We are launching a campaign, collaborating with many other groups, landworkers, academics and activists, to get a Basic Income for Farmers (and eventually for all care givers and essential workers)


Keep an ear to the ground for the a new year’s blog post as the campaign takes off, we will share the report, findings and practical recommendations co-written by our partners: Autonomy, BI4Farmers and Basic Income Conversation. Its time to transform the food system – will you join us?

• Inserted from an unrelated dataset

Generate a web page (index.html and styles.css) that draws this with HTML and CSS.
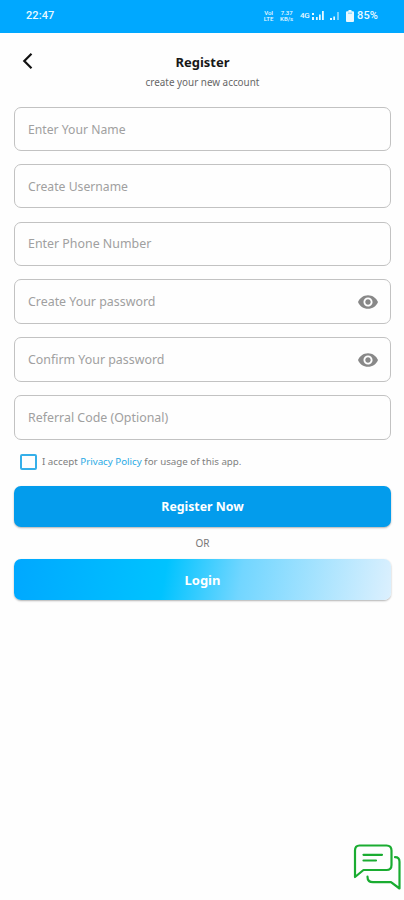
FILE: index.html
```html
<!DOCTYPE html>
<html lang="en">
<head>
<meta charset="utf-8">
<title>Register</title>
<link rel="stylesheet" href="styles.css">
</head>
<body>
<header class="status">
  <span class="time">22:47</span>
  <div class="indicators">
    <span class="tiny volte"><span>VoI</span><span>LTE</span></span>
    <span class="tiny rate"><span>7.37</span><span>KB/s</span></span>
    <span class="net">4G</span>
    <svg class="signal" viewBox="0 0 13 10"><path d="M1 2h2v2H1zM1 6h2v3H1zM5 6h1.700v3H5zM8 3.500h1.700V9H8zM11 0h1.800v9H11z"/></svg>
    <svg class="signal-low" viewBox="0 0 9 10"><path d="M0 7h2v2H0zM3.300 5.500H5V9H3.300zM7.500 1H8.500v8h-1z"/></svg>
    <svg class="battery" viewBox="0 0 8 12"><path d="M2.500 0h3v1.300H7q1 0 1 1V11q0 1-1 1H1q-1 0-1-1V2.300q0-1 1-1h1.500z"/><path class="drain" d="M2 2.700h4v.9H2z"/></svg>
    <span class="percent">85%</span>
  </div>
</header>
<main>
  <div class="heading">
    <svg class="back" viewBox="0 0 12 18"><path d="M9.500 1.800 2.300 9l7.200 7.200"/></svg>
    <div class="titles">
      <h1>Register</h1>
      <p>create your new account</p>
    </div>
  </div>
  <form>
    <div class="field snug"><span>Enter Your Name</span></div>
    <div class="field snug"><span>Create Username</span></div>
    <div class="field"><span>Enter Phone Number</span></div>
    <div class="field tall"><span>Create Your password</span>
      <svg class="eye" viewBox="1 4.500 22 15"><path d="M12 4.500C7 4.500 2.730 7.610 1 12c1.730 4.390 6 7.500 11 7.500s9.270-3.110 11-7.500c-1.730-4.390-6-7.500-11-7.500zM12 17c-2.760 0-5-2.240-5-5s2.240-5 5-5 5 2.240 5 5-2.240 5-5 5zm0-8c-1.660 0-3 1.340-3 3s1.340 3 3 3 3-1.340 3-3-1.340-3-3-3z"/></svg></div>
    <div class="field tall"><span>Confirm Your password</span>
      <svg class="eye" viewBox="1 4.500 22 15"><path d="M12 4.500C7 4.500 2.730 7.610 1 12c1.730 4.390 6 7.500 11 7.500s9.270-3.110 11-7.500c-1.730-4.390-6-7.500-11-7.500zM12 17c-2.760 0-5-2.240-5-5s2.240-5 5-5 5 2.240 5 5-2.240 5-5 5zm0-8c-1.660 0-3 1.340-3 3s1.340 3 3 3 3-1.340 3-3-1.340-3-3-3z"/></svg></div>
    <div class="field tall"><span>Referral Code (Optional)</span></div>
    <div class="terms"><span class="box"></span><span class="label">I accept <a>Privacy Policy</a> for usage of this app.</span></div>
    <div class="button primary">Register Now</div>
    <div class="or">OR</div>
    <div class="button login">Login</div>
  </form>
</main>
<svg class="chat" viewBox="0 0 48 48"><path d="M6.500 2.500h27q5 0 5 5V22q0 5-5 5H10.500L2 34V7.500q0-5 4.500-5zM10.500 11.800h18.500M10.500 17.500h12.500M42 14.200q4.500 0 4.500 4.500V45.500l-8.500-6.300H20q-5.500 0-5.500-5.500"/></svg>
</body>
</html>
```

FILE: styles.css
```css
* { box-sizing: border-box; }
body {
  margin: 0;
  width: 404px;
  height: 900px;
  position: relative;
  overflow: hidden;
  background: #fefefe;
  font-family: "Noto Sans", sans-serif;
}
.status {
  height: 33px;
  padding: 0 26px;
  display: flex;
  align-items: center;
  justify-content: space-between;
  background: #00a8ff;
  color: #e8f8ff;
  font: 500 11px/31px Roboto, sans-serif;
}
.time { letter-spacing: 0.1px; padding-bottom: 2px; }
.indicators { display: flex; align-items: center; height: 31px; margin-bottom: 2px; }
.indicators svg { display: block; fill: #e8f8ff; }
.tiny { display: flex; flex-direction: column; align-items: center; font-size: 6px; line-height: 6px; }
.volte { width: 13px; margin-right: 5px; }
.rate { width: 13px; margin-right: 7px; }
.net { font-size: 8px; width: 11px; letter-spacing: -0.5px; }
.signal { width: 13px; height: 10px; margin-right: 6px; }
.signal-low { width: 9px; height: 10px; margin-right: 7px; }
.battery { width: 8px; height: 12px; margin-right: 3px; }
.battery .drain { fill: #5fc9ff; }
.percent { letter-spacing: 0.1px; }
main { padding: 0 13px 0 14px; }
.heading { height: 74px; position: relative; padding-top: 20px; }
.back { position: absolute; left: 8px; top: 19px; width: 12px; height: 18px; fill: none; stroke: #111; stroke-width: 2.2; }
.titles { text-align: center; }
h1 { margin: 0; font-size: 13px; line-height: 18px; font-weight: 700; color: #181818; }
.titles p { margin: 3px 0 0; font-size: 9.9px; line-height: 16px; color: #666; }
.field {
  height: 44px;
  margin-bottom: 13.4px;
  padding: 0 12px 0 13px;
  border: 1px solid #c2c2c2;
  border-radius: 7px;
  display: flex;
  align-items: center;
  justify-content: space-between;
  color: #a0a0a0;
  font-size: 12.4px;
  white-space: nowrap;
}
.snug { font-size: 12.2px; }
.tall { height: 45px; margin-bottom: 13px; }
.eye { width: 20px; height: 14px; fill: #888; }
.terms { display: flex; align-items: center; height: 18px; margin: 0 0 15px 6px; padding-bottom: 1px; }
.box { width: 17px; height: 16px; border: 2px solid #35afe9; border-radius: 2px; margin-right: 5px; }
.label { font-size: 9.75px; color: #808080; white-space: nowrap; }
.label a { color: #28aae5; }
.button {
  height: 41px;
  border-radius: 7px;
  color: #fff;
  font-size: 13px;
  font-weight: 700;
  line-height: 41px;
  text-align: center;
  box-shadow: 0 1px 2px rgba(0, 0, 0, 0.3);
}
.primary { background: #039cec; font-size: 12.3px; }
.or { height: 32px; line-height: 33px; text-align: center; font-size: 10px; color: #777; }
.login { line-height: 43px; background: linear-gradient(100deg, #00a8ff 0%, #00c3ff 40%, #72d6ff 60%, #dcf0fe 100%); }
.chat {
  position: absolute;
  left: 353px;
  top: 843px;
  width: 48px;
  height: 48px;
  fill: none;
  stroke: #1aac31;
  stroke-width: 2.2;
  stroke-linecap: round;
  stroke-linejoin: round;
}
```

Write to your MP and local council ask them to back a basic income for farmers, come to our session in January below, and follow the campaign on @Middle Ground Growers Instagram and @UBI4Farmers


And heres some sources for further reading on the benefits and practicalities :

Wicked Leeks article


Food Research collaboration


Uneven earth publication





Location : Oxfor Real Farming Conference, 4-5th January

Facilitators: Hamish Evans, Dot Tiwari

Speaker: Guy Standing


From labourers to landowners, livelihoods in agriculture are often precarious. A lack of funded pathways into farming makes careers in producing food both hard to access and difficult to sustain. Finding ways to support these livelihoods will be critical to building the resilient, sustainable and just local food systems we need.  This is an interactive workshop as well as the launch of a new report, with findings from a year of hosting conversations with farmers around the UK. UBI4FARMERS is a campaign created by a fresh working group of growers, farmers, academics and union co-ordinators. The aim of the campaign is to encourage farmers and food producers to discuss possible solutions to the financial barriers they face.